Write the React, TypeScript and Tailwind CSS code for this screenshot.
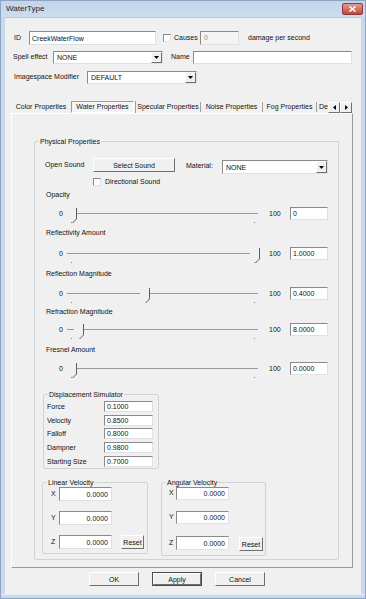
import React from "react";

const sunken = "border border-t-[#8a8a8a] border-l-[#8a8a8a] border-r-[#e0e0e0] border-b-[#e0e0e0]";
const raised = "border border-t-white border-l-white border-r-[#6f6f6f] border-b-[#6f6f6f] bg-[#f0f0f0]";

function Edit({ className = "", value = "", right = false }: { className?: string; value?: string; right?: boolean }) {
  return (
    <div className={`${sunken} bg-white ${className} flex items-center px-[2px] ${right ? "justify-end pr-[3px]" : ""}`}>
      <span className="leading-none whitespace-nowrap">{value}</span>
    </div>
  );
}

function Arrow() {
  return (
    <svg width="5" height="3" viewBox="0 0 5 3">
      <polygon points="0,0 5,0 2.5,3" fill="#000" />
    </svg>
  );
}

function Combo({ className = "", value }: { className?: string; value: string }) {
  return (
    <div className={`${sunken} bg-white ${className} flex items-stretch`}>
      <span className="flex-1 flex items-center pl-[3px] leading-none">{value}</span>
      <span className={`${raised} w-[11px] flex items-center justify-center`}>
        <Arrow />
      </span>
    </div>
  );
}

function Check({ className = "" }: { className?: string }) {
  return <span className={`${sunken} bg-white block w-[8px] h-[8px] shrink-0 ${className}`} />;
}

function Btn({ className = "", label }: { className?: string; label: string }) {
  return <div className={`${raised} ${className} flex items-center justify-center leading-none`}>{label}</div>;
}

function SliderBlock({ label, thumb, value, mt1, mt2 }: { label: string; thumb: number; value: string; mt1: string; mt2: string }) {
  return (
    <>
      <div className={`h-[10px] leading-[10px] pl-[11px] ${mt1}`}>{label}</div>
      <div className={`h-[16px] flex items-center ${mt2}`}>
        <span className="w-[24px] shrink-0" />
        <span className="w-[5px] shrink-0 leading-none">0</span>
        <svg width="205" height="16" className="overflow-visible shrink-0">
          <line x1="3" y1="8.5" x2="194" y2="8.5" stroke="#9a9a9a" />
          <rect x={thumb - 9} y="1" width="9" height="14" fill="#f0f0f0" />
          <line x1={thumb + 0.5} y1="3" x2={thumb + 0.5} y2="14" stroke="#5e5e5e" />
          <line x1={thumb + 0.5} y1="14" x2={thumb - 3.5} y2="18" stroke="#5e5e5e" />
          <rect x="7" y="17" width="1" height="1" fill="#8a8a8a" />
          <rect x="190" y="17" width="1" height="1" fill="#8a8a8a" />
        </svg>
        <span className="w-[21px] shrink-0 leading-none">100</span>
        <Edit className="w-[38px] h-[13px]" value={value} />
      </div>
    </>
  );
}

function Legend({ text }: { text: string }) {
  return <legend className="ml-[4px] px-[1px] leading-[9px]">{text}</legend>;
}

export default function App() {
  return (
    <div className="w-[366px] h-[599px] flex flex-col bg-[#c9d9ec] border border-[#8da5c2] font-['Liberation_Sans',Arial,sans-serif] text-[7px] text-[#111] overflow-hidden">
      {/* title bar */}
      <div className="h-[16px] shrink-0 flex items-start justify-between bg-gradient-to-b from-[#c3d5ea] to-[#cddcee]">
        <span className="pl-[5px] pt-[4px] text-[8px] leading-none text-[#1c1c1c]">WaterType</span>
        <div className="mt-[2px] mr-[2px] w-[21px] h-[12px] rounded-[2px] border border-[#8a3a3a] bg-gradient-to-b from-[#e39a8f] to-[#c4443a] flex items-center justify-center">
          <svg width="7" height="6" viewBox="0 0 7 6">
            <path d="M0.5 0.5 L6.5 5.5 M6.5 0.5 L0.5 5.5" stroke="#fff" strokeWidth="1.6" />
          </svg>
        </div>
      </div>

      <div className="flex-1 flex min-h-0">
        <div className="w-[4px] shrink-0" />
        {/* client area */}
        <div className="flex-1 bg-[#f0f0f0] flex flex-col border-t border-[#b9c9db]">
          {/* row 1 */}
          <div className="mt-[13px] h-[14px] flex items-center pl-[9px]">
            <span className="w-[15px] shrink-0">ID</span>
            <Edit className="w-[127px] h-[14px]" value="CreekWaterFlow" />
            <Check className="ml-[7px]" />
            <span className="ml-[3px] w-[26px] shrink-0">Causes</span>
            <div className={`${sunken} bg-[#f4f4f4] w-[39px] h-[14px] flex items-center pl-[3px] text-[#909090]`}>0</div>
            <span className="ml-[9px] whitespace-nowrap">damage per second</span>
          </div>
          {/* row 2 */}
          <div className="mt-[6px] h-[13px] flex items-center pl-[8px]">
            <span className="w-[40px] shrink-0 whitespace-nowrap">Spell effect</span>
            <Combo className="w-[110px] h-[13px]" value="NONE" />
            <span className="ml-[8px] w-[22px] shrink-0">Name</span>
            <Edit className="w-[159px] h-[13px]" />
          </div>
          {/* row 3 */}
          <div className="mt-[7px] h-[13px] flex items-center pl-[9px]">
            <span className="w-[73px] shrink-0 whitespace-nowrap">Imagespace Modifier</span>
            <Combo className="w-[110px] h-[13px]" value="DEFAULT" />
          </div>

          {/* tabs */}
          <div className="mt-[17px] ml-[6px] h-[12px] flex items-stretch whitespace-nowrap">
            <div className="w-[60px] flex items-center justify-center">Color Properties</div>
            <div className="w-[63px] flex items-center justify-center border border-t-[#9a9a9a] border-l-[#9a9a9a] border-r-white border-b-white bg-[#f4f4f4]">Water Properties</div>
            <div className="w-[2px] border-r border-[#a0a0a0]" />
            <div className="w-[64px] flex items-center justify-center">Specular Properties</div>
            <div className="w-[1px] my-[1px] bg-[#a0a0a0]" />
            <div className="w-[61px] flex items-center justify-center">Noise Properties</div>
            <div className="w-[1px] my-[1px] bg-[#a0a0a0]" />
            <div className="w-[53px] flex items-center justify-center">Fog Properties</div>
            <div className="w-[1px] my-[1px] bg-[#a0a0a0]" />
            <div className="w-[11px] flex items-center pl-[2px]">De</div>
            <div className="w-[24px] flex mt-[1px]">
              <div className={`${raised} w-[12px] flex items-center justify-center`}>
                <svg width="3" height="5" viewBox="0 0 3 5"><polygon points="3,0 3,5 0,2.5" fill="#000" /></svg>
              </div>
              <div className={`${raised} w-[12px] flex items-center justify-center`}>
                <svg width="3" height="5" viewBox="0 0 3 5"><polygon points="0,0 0,5 3,2.5" fill="#000" /></svg>
              </div>
            </div>
          </div>

          {/* tab page */}
          <div className="ml-[6px] w-[342px] h-[455px] border border-t-white border-l-white border-r-[#9a9a9a] border-b-[#9a9a9a] flex flex-col">
            <fieldset className="ml-[22px] mt-[23px] w-[305px] h-[423px] border border-[#cfd3d6] rounded-[2px] flex flex-col">
              <Legend text="Physical Properties" />
              {/* open sound */}
              <div className="mt-[12px] h-[14px] flex items-start pl-[10px]">
                <span className="w-[48px] shrink-0 h-[14px] leading-[14px] whitespace-nowrap">Open Sound</span>
                <Btn className="w-[82px] h-[14px]" label="Select Sound" />
                <span className="ml-[11px] w-[36px] shrink-0 h-[14px] leading-[16px]">Material:</span>
                <Combo className="w-[106px] h-[14px] mt-[2px]" value="NONE" />
              </div>
              <div className="mt-[5px] h-[9px] flex items-center pl-[58px]">
                <Check />
                <span className="ml-[4px] leading-none">Directional Sound</span>
              </div>

              <SliderBlock label="Opacity" thumb={12} value="0" mt1="mt-[4px]" mt2="mt-[5px]" />
              <SliderBlock label="Reflectivity Amount" thumb={195} value="1.0000" mt1="mt-[7px]" mt2="mt-[7px]" />
              <SliderBlock label="Reflection Magnitude" thumb={85} value="0.4000" mt1="mt-[8px]" mt2="mt-[6px]" />
              <SliderBlock label="Refraction Magnitude" thumb={19} value="8.0000" mt1="mt-[6px]" mt2="mt-[4px]" />
              <SliderBlock label="Fresnel Amount" thumb={12} value="0.0000" mt1="mt-[8px]" mt2="mt-[5px]" />

              {/* displacement */}
              <fieldset className="ml-[8px] mt-[14px] w-[116px] border border-[#cfd3d6] rounded-[2px] pb-[1px]">
                <Legend text="Displacement Simulator" />
                {[
                  ["Force", "0.1000", "mt-[2px]"],
                  ["Velocity", "0.8500", "mt-[3px]"],
                  ["Falloff", "0.8000", "mt-[2px]"],
                  ["Dampner", "0.9800", "mt-[3px]"],
                  ["Starting Size", "0.7000", "mt-[3px]"],
                ].map(([l, v, m]) => (
                  <div key={l} className={`${m} h-[11px] flex items-center pl-[3px]`}>
                    <span className="w-[57px] shrink-0 whitespace-nowrap leading-none">{l}</span>
                    <Edit className="w-[49px] h-[11px]" value={v} />
                  </div>
                ))}
              </fieldset>

              {/* velocities */}
              <div className="mt-[9px] flex items-start">
                <fieldset className="ml-[7px] w-[106px] border border-[#cfd3d6] rounded-[2px] pb-[4px]">
                  <Legend text="Linear Velocity" />
                  <div className="h-[14px] flex items-center pl-[8px]">
                    <span className="w-[8px] shrink-0">X</span>
                    <Edit className="w-[53px] h-[14px]" value="0.0000" right />
                  </div>
                  <div className="mt-[10px] h-[14px] flex items-center pl-[8px]">
                    <span className="w-[8px] shrink-0">Y</span>
                    <Edit className="w-[53px] h-[14px]" value="0.0000" right />
                  </div>
                  <div className="mt-[10px] h-[14px] flex items-center pl-[8px]">
                    <span className="w-[8px] shrink-0">Z</span>
                    <Edit className="w-[53px] h-[14px]" value="0.0000" right />
                    <Btn className="ml-[9px] w-[23px] h-[14px]" label="Reset" />
                  </div>
                </fieldset>
                <fieldset className="ml-[13px] w-[105px] border border-[#cfd3d6] rounded-[2px] pb-[4px]">
                  <Legend text="Angular Velocity" />
                  <div className="h-[13px] flex items-center pl-[7px]">
                    <span className="w-[7px] shrink-0">X</span>
                    <Edit className="w-[53px] h-[13px]" value="0.0000" right />
                  </div>
                  <div className="mt-[11px] h-[13px] flex items-center pl-[7px]">
                    <span className="w-[7px] shrink-0">Y</span>
                    <Edit className="w-[53px] h-[13px]" value="0.0000" right />
                  </div>
                  <div className="mt-[12px] h-[15px] flex items-start pl-[7px]">
                    <span className="w-[7px] shrink-0 h-[14px] leading-[14px]">Z</span>
                    <Edit className="w-[53px] h-[14px]" value="0.0000" right />
                    <Btn className="ml-[10px] mt-[1px] w-[24px] h-[14px]" label="Reset" />
                  </div>
                </fieldset>
              </div>
            </fieldset>
          </div>

          {/* dialog buttons */}
          <div className="mt-[4px] ml-[84px] flex gap-[13px]">
            <Btn className="w-[50px] h-[14px]" label="OK" />
            <div className="w-[50px] h-[14px] border border-[#4a4a4a] flex">
              <Btn className="flex-1" label="Apply" />
            </div>
            <Btn className="w-[50px] h-[14px]" label="Cancel" />
          </div>
        </div>
        <div className="w-[4px] shrink-0" />
      </div>
      <div className="h-[4px] shrink-0 border-t border-[#e8eef6]" />
    </div>
  );
}
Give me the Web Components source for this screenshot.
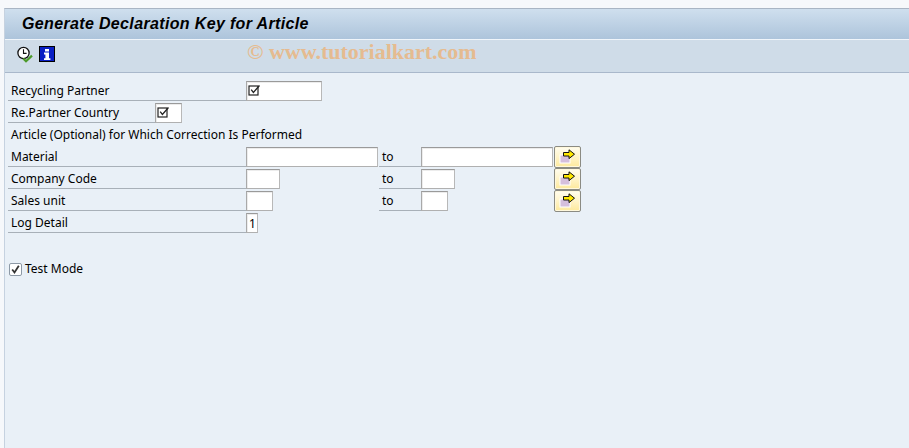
<!DOCTYPE html>
<html>
<head>
<meta charset="utf-8">
<title>Generate Declaration Key for Article</title>
<style>
  html, body { margin: 0; height: 100%; background: #f6f8fb; }
  body { overflow: hidden; }
</style>
</head>
<body>
<sap-window>
  <sap-title slot="title">Generate Declaration Key for Article</sap-title>
  <sap-toolbar slot="toolbar">
    <sap-icon name="execute"></sap-icon>
    <sap-icon name="info"></sap-icon>
    <span slot="mark">© www.tutorialkart.com</span>
  </sap-toolbar>

  <sap-row label="Recycling Partner" label-width="238"><sap-field width="76" checked></sap-field></sap-row>
  <sap-row label="Re.Partner Country" label-width="147"><sap-field width="27" checked></sap-field></sap-row>
  <sap-row label="Article (Optional) for Which Correction Is Performed" label-width="400" plain></sap-row>
  <sap-row label="Material" label-width="238">
    <sap-field width="132"></sap-field><sap-to></sap-to><sap-field width="132"></sap-field><sap-more></sap-more>
  </sap-row>
  <sap-row label="Company Code" label-width="238">
    <sap-field width="34"></sap-field><sap-to gap="99"></sap-to><sap-field width="34"></sap-field><sap-more gap="99"></sap-more>
  </sap-row>
  <sap-row label="Sales unit" label-width="238">
    <sap-field width="27"></sap-field><sap-to gap="106"></sap-to><sap-field width="27"></sap-field><sap-more gap="106"></sap-more>
  </sap-row>
  <sap-row label="Log Detail" label-width="238"><sap-field width="12" value="1"></sap-field></sap-row>
  <sap-check>Test Mode</sap-check>
</sap-window>

<script>
const FONT = '"Noto Sans", "DejaVu Sans", sans-serif';

class SapWindow extends HTMLElement {
  constructor() {
    super();
    this.attachShadow({ mode: 'open' });
    this.shadowRoot.innerHTML = `
      <style>
        :host { display: block; height: 448px; box-sizing: border-box; padding: 8px 0 0 4px; }
        .frame { height: 440px; box-sizing: border-box; display: flex; flex-direction: column;
                 background: #e9f0f7; border-left: 1px solid #c6d2e0; border-top: 1px solid #a9b5c4; }
        .form { padding: 8px 0 0 3px; display: flex; flex-direction: column; }
      </style>
      <div class="frame">
        <slot name="title"></slot>
        <slot name="toolbar"></slot>
        <div class="form"><slot></slot></div>
      </div>`;
  }
}
customElements.define('sap-window', SapWindow);

class SapTitle extends HTMLElement {
  constructor() {
    super();
    this.attachShadow({ mode: 'open' });
    this.shadowRoot.innerHTML = `
      <style>
        :host { display: flex; align-items: center; height: 30px; padding-left: 17px; flex: none;
                background: linear-gradient(#cfdfee, #adc4db);
                border-bottom: 1px solid #f0f5fa;
                font: italic bold 16px "Liberation Sans", sans-serif; color: #000; letter-spacing: .35px; }
      </style>
      <slot></slot>`;
  }
}
customElements.define('sap-title', SapTitle);

class SapToolbar extends HTMLElement {
  constructor() {
    super();
    this.attachShadow({ mode: 'open' });
    this.shadowRoot.innerHTML = `
      <style>
        :host { display: flex; align-items: flex-start; height: 32px; flex: none; padding: 5px 0 0 11px; box-sizing: border-box;
                background: #cfdce8; border-bottom: 1px solid #a9b8cb; box-sizing: content-box; height: 27px; }
        .icons { display: flex; gap: 5px; margin-top: 1px; }
        .mark { position: absolute; left: 247px; top: 39px;
                font: bold 22px "Liberation Serif", serif; color: #e5bb90; white-space: nowrap; }
      </style>
      <div class="icons"><slot></slot></div>
      <div class="mark"><slot name="mark"></slot></div>`;
  }
}
customElements.define('sap-toolbar', SapToolbar);

const ICONS = {
  execute: `<svg width="18" height="18" viewBox="0 0 18 18">
    <circle cx="7.5" cy="7" r="5.6" fill="#fff" stroke="#111" stroke-width="1.3"/>
    <path d="M7.5 3.2V7.4H10.6" fill="none" stroke="#111" stroke-width="1.1"/>
    <path d="M7.2 12.5L10 15.2L16 9.6" fill="none" stroke="#4c9a2a" stroke-width="2.2"/>
  </svg>`,
  info: `<svg width="16" height="16" viewBox="0 0 16 16">
    <rect x=".5" y=".5" width="15" height="15" fill="#0a1fc4" stroke="#000"/>
    <path d="M6 3h4v2.4H6zM5 6.6h5v5.6h1.4V14H5v-1.8h1.4V8.4H5z" fill="#fff"/>
  </svg>`
};

class SapIcon extends HTMLElement {
  constructor() {
    super();
    this.attachShadow({ mode: 'open' });
  }
  connectedCallback() {
    this.shadowRoot.innerHTML = `
      <style>:host { display: block; height: 18px; } svg { display: block; }</style>
      ${ICONS[this.getAttribute('name')]}`;
  }
}
customElements.define('sap-icon', SapIcon);

class SapRow extends HTMLElement {
  constructor() {
    super();
    this.attachShadow({ mode: 'open' });
  }
  connectedCallback() {
    const w = this.getAttribute('label-width');
    const plain = this.hasAttribute('plain');
    this.shadowRoot.innerHTML = `
      <style>
        :host { display: flex; height: 22px; align-items: flex-start; flex: none; }
        .label { width: ${w}px; height: 20px; box-sizing: border-box; padding: 1px 0 0 3px; flex: none;
                 font: 12px/18px ${FONT}; color: #000; white-space: nowrap;
                 border-bottom: ${plain ? '0' : '1px solid #a8b0b8'}; }
      </style>
      <div class="label">${this.getAttribute('label')}</div>
      <slot></slot>`;
  }
}
customElements.define('sap-row', SapRow);

class SapField extends HTMLElement {
  constructor() {
    super();
    this.attachShadow({ mode: 'open' });
  }
  connectedCallback() {
    const check = this.hasAttribute('checked')
      ? `<svg width="13" height="12" viewBox="0 0 13 12"><rect x="1" y="2" width="9" height="9" fill="none" stroke="#222" stroke-width="1.2"/><path d="M3.2 5.6L5.4 8.4L11.5 1.5" fill="none" stroke="#222" stroke-width="1.3"/></svg>`
      : '';
    this.shadowRoot.innerHTML = `
      <style>
        :host { display: block; width: ${this.getAttribute('width')}px; height: 20px; box-sizing: border-box; flex: none;
                background: #fff; border: 1px solid #a9a9a9; border-top-color: #9a9a9a; border-right-color: #b8b8b8; border-bottom-color: #b0b0b0;
                box-shadow: inset 1px 1px 0 #ececec; }
        .v { display: block; padding: 3px 0 0 2px; font: 12px/14px ${FONT}; color: #000; }
        svg { display: block; margin: 2px 0 0 1px; }
      </style>
      ${check}${this.hasAttribute('value') ? `<span class="v">${this.getAttribute('value')}</span>` : ''}`;
  }
}
customElements.define('sap-field', SapField);

class SapTo extends HTMLElement {
  constructor() {
    super();
    this.attachShadow({ mode: 'open' });
  }
  connectedCallback() {
    this.shadowRoot.innerHTML = `
      <style>
        :host { display: block; width: 42px; height: 20px; box-sizing: border-box; flex: none;
                margin-left: ${(+this.getAttribute('gap') || 1)}px; padding: 1px 0 0 3px;
                font: 12px/18px ${FONT}; color: #000; border-bottom: 1px solid #a8b0b8; }
      </style>to`;
  }
}
customElements.define('sap-to', SapTo);

class SapMore extends HTMLElement {
  constructor() {
    super();
    this.attachShadow({ mode: 'open' });
  }
  connectedCallback() {
    this.shadowRoot.innerHTML = `
      <style>
        :host { display: block; flex: none; width: 27px; height: 22px; box-sizing: border-box; margin-top: -1px;
                margin-left: ${(+this.getAttribute('gap') || 1)}px; border: 1px solid #8b8b83; border-radius: 2px;
                background: linear-gradient(#fffdf0, #fff3c4 55%, #fde99c); box-shadow: inset 0 0 0 1px #fff8dc; }
        svg { display: block; margin: 2px 0 0 4px; }
      </style>
      <svg width="18" height="16" viewBox="0 0 18 16">
        <rect x="1" y="6" width="10" height="8" fill="#d5bfdd" stroke="#fff"/>
        <path d="M4.5 3.5H10V.8L15.5 5.2L10 9.6V7H4.5z" fill="#ffe800" stroke="#111"/>
      </svg>`;
  }
}
customElements.define('sap-more', SapMore);

class SapCheck extends HTMLElement {
  constructor() {
    super();
    this.attachShadow({ mode: 'open' });
    this.shadowRoot.innerHTML = `
      <style>
        :host { display: flex; align-items: center; gap: 3px; margin: 24px 0 0 1px; height: 20px;
                font: 12px/18px ${FONT}; color: #000; }
        .box { width: 13px; height: 13px; box-sizing: border-box; background: #fff; border: 1px solid #8d99a6; border-radius: 2px; }
        svg { display: block; }
      </style>
      <div class="box"><svg width="11" height="11" viewBox="0 0 11 11"><path d="M2.2 5.5L4.5 8.5L8.8 1.8" fill="none" stroke="#333" stroke-width="1.8"/></svg></div>
      <slot></slot>`;
  }
}
customElements.define('sap-check', SapCheck);
</script>
</body>
</html>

^^^^^^^^

§ Your instructions
Repeat the records above exactly, from the first line through the line that contains "border-t-white border-l-white border-r-[#6f6f6f]", and leave out the pictures.

§ The output
Write the React, TypeScript and Tailwind CSS code for this screenshot.
import React from "react";

const sunken = "border border-t-[#8a8a8a] border-l-[#8a8a8a] border-r-[#e0e0e0] border-b-[#e0e0e0]";
const raised = "border border-t-white border-l-white border-r-[#6f6f6f] border-b-[#6f6f6f] bg-[#f0f0f0]";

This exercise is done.